Observers say his top priority will be getting control of gunmen – many from his own party – who have undermined law and order in the West Bank. At the same time, Abbas must confront top security officers in order to push through a badly needed overhaul of a PA paramilitary force that crumbled last week in clashes with Hamas.
"He needs to fire officers who misled him, and misinformed him," says Kadoura Fares, a former minister under Abbas and a Fatah activist. "If in Gaza they were weak, that means in the West Bank they will also be weak."
A recent public opinion survey by the Ramallah-based research group Near East Consulting suggested that Abbas has the support to take far-reaching steps. When asked which leader, Abbas or Haniyeh, they trusted more, Palestinians boosted Abbas's ratings by 3 percentage points, to 62 percent. In the West Bank alone, that rating was 73 percent. Haniyeh's rating was 38 percent among all Palestinians.
That's not to say Abbas emerged unscathed from the fighting. There is almost universal agreement among Fatah loyalists that Yasser Arafat, his predecessor, would have prevented the Hamas takeover. At the same time, the fighting revealed Abbas's sprawling party – which dominated the Palestinian national movement from the 1960s – to be in utter disarray.
"Fatah is in very bad shape. It is almost nonexistent. It is unable to determine its course of action," says Bassem Ezbeidi, a political science professor at Birzeit University. On the other hand, Hamas members are "not talkers, they are doers. They are movers and they are shakers."
But reports of brutality by Hamas has hurt the Islamists' image, and some credit Abbas with avoiding a civil war by keeping Palestinian security services largely out of the fighting.

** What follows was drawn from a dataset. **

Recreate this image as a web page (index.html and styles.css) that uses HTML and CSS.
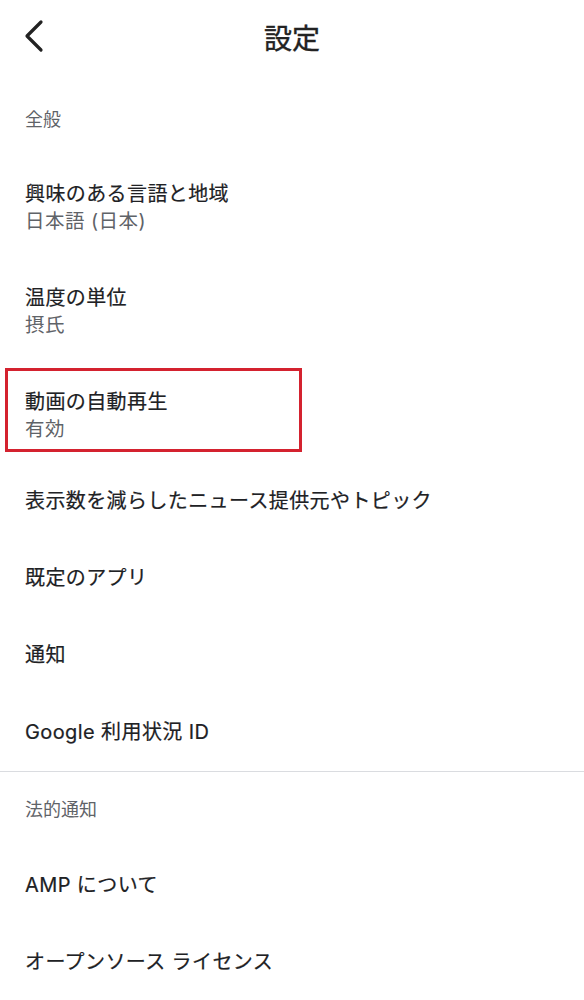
FILE: index.html
```html
<!DOCTYPE html>
<html lang="ja">
<head>
  <meta charset="UTF-8">
  <title>設定</title>
  <link rel="stylesheet" href="styles.css">
</head>
<body>
  <header class="topbar">
    <button class="back" type="button" aria-label="戻る">
      <svg width="24" height="34" viewBox="0 0 24 34">
        <polyline points="19,3 5,17 19,31" fill="none" stroke="#222" stroke-width="3.2" stroke-linecap="round" stroke-linejoin="round"/>
      </svg>
    </button>
    <h1>設定</h1>
  </header>

  <section class="group">
    <div class="group-label first">全般</div>

    <div class="row two">
      <div class="row-title">興味のある言語と地域</div>
      <div class="row-sub">日本語 (日本)</div>
    </div>
    <div class="row two">
      <div class="row-title">温度の単位</div>
      <div class="row-sub">摂氏</div>
    </div>
    <div class="row two marked">
      <div class="row-title">動画の自動再生</div>
      <div class="row-sub">有効</div>
      <span class="highlight"></span>
    </div>
    <div class="row"><div class="row-title">表示数を減らしたニュース提供元やトピック</div></div>
    <div class="row"><div class="row-title">既定のアプリ</div></div>
    <div class="row"><div class="row-title">通知</div></div>
    <div class="row"><div class="row-title">Google 利用状況 ID</div></div>
  </section>

  <section class="group legal">
    <div class="group-label">法的通知</div>
    <div class="row"><div class="row-title">AMP について</div></div>
    <div class="row"><div class="row-title">オープンソース ライセンス</div></div>
  </section>
</body>
</html>
```

FILE: styles.css
```css
body {
  margin: 0;
  padding: 0;
  background: #fff;
  font-family: "Inter", "Noto Sans CJK JP", sans-serif;
  color: #202124;
}

.topbar {
  position: relative;
  height: 74px;
  display: flex;
  align-items: center;
  justify-content: center;
}

.topbar h1 {
  margin: 0;
  font-family: "Noto Sans CJK JP", sans-serif;
  font-size: 28px;
  font-weight: 400;
  -webkit-text-stroke: 0.4px #222;
  line-height: 34px;
  color: #222;
}

.back {
  position: absolute;
  left: 22px;
  top: 19px;
  padding: 0;
  border: none;
  background: none;
  display: flex;
}

.group-label {
  padding: 26px 25px;
  font-size: 18px;
  line-height: 23px;
  color: #5f6368;
}

.group-label.first {
  padding: 34px 25px 20px;
}

.row {
  position: relative;
  padding: 27px 25px;
}

.row.two {
  padding: 32px 25px 22px;
}

.row-title {
  font-size: 20px;
  font-weight: 400;
  -webkit-text-stroke: 0.2px #202124;
  letter-spacing: 0.4px;
  line-height: 23px;
  color: #202124;
}

.row-sub {
  margin-top: 4px;
  font-size: 19.5px;
  letter-spacing: 0.5px;
  line-height: 23px;
  color: #5f6368;
}

.legal {
  border-top: 1px solid #dadce0;
}

.highlight {
  position: absolute;
  left: 5px;
  top: 9px;
  width: 291px;
  height: 78px;
  border: 3px solid #d4222f;
}
```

In Nablus, young militants, associated with Fatah, who are known as the Al Aqsa Martyrs Brigades, reacted to events in Gaza last week by making reprisal attacks against symbols of Hamas and kidnapping some its members. Whether Abbas will now manage to rein in these renegade factions is unclear. So far, the leaders of the brigades, while loyal to the Fatah faction of the Palestine Liberation Organization (PLO), say they are not terribly impressed with Abbas's handling of the crisis in Gaza.
"Had [Abbas] given the order to fight and defend their positions in Gaza, then the outcome of the situation would have been different," says Sari Hussein, a founder and leader of the Al Aqsa Martyrs Brigades in Nablus. "His only objective was to stop the bloodshed."
But Abbas's decision to dismiss the unity government suggests a potential turnaround in his image. "When he dissolved the government, that was a very strong message," Mr. Hussein adds. "He's starting to realize that he has to target Hamas. They were taking over here, and we prepared the way for the PA to come back in."
Abbas must try to unify a fractious network of Al Aqsa militia groups that lack a centralized leadership and do not necessarily take orders from anyone but their own individual group leaders.
Formed at the start of the second intifada in September 2000, these mini-militias have tended to be more powerful than any of the PA's security forces.
Hussein, a tall and burly man who dresses in black, is concerned that Abbas, as part of the security reform and consolidation he is pushing for, will demand that militants like him give up their arms. In a speech on Wednesday, the new Palestinian prime minister, Salaam Fayyad, said the PA would no longer tolerate armed militias roving the streets of Palestinian cities.
"Why should put down my weapon?" Hussein asks. "Am I safe? Are the Israelis gone?"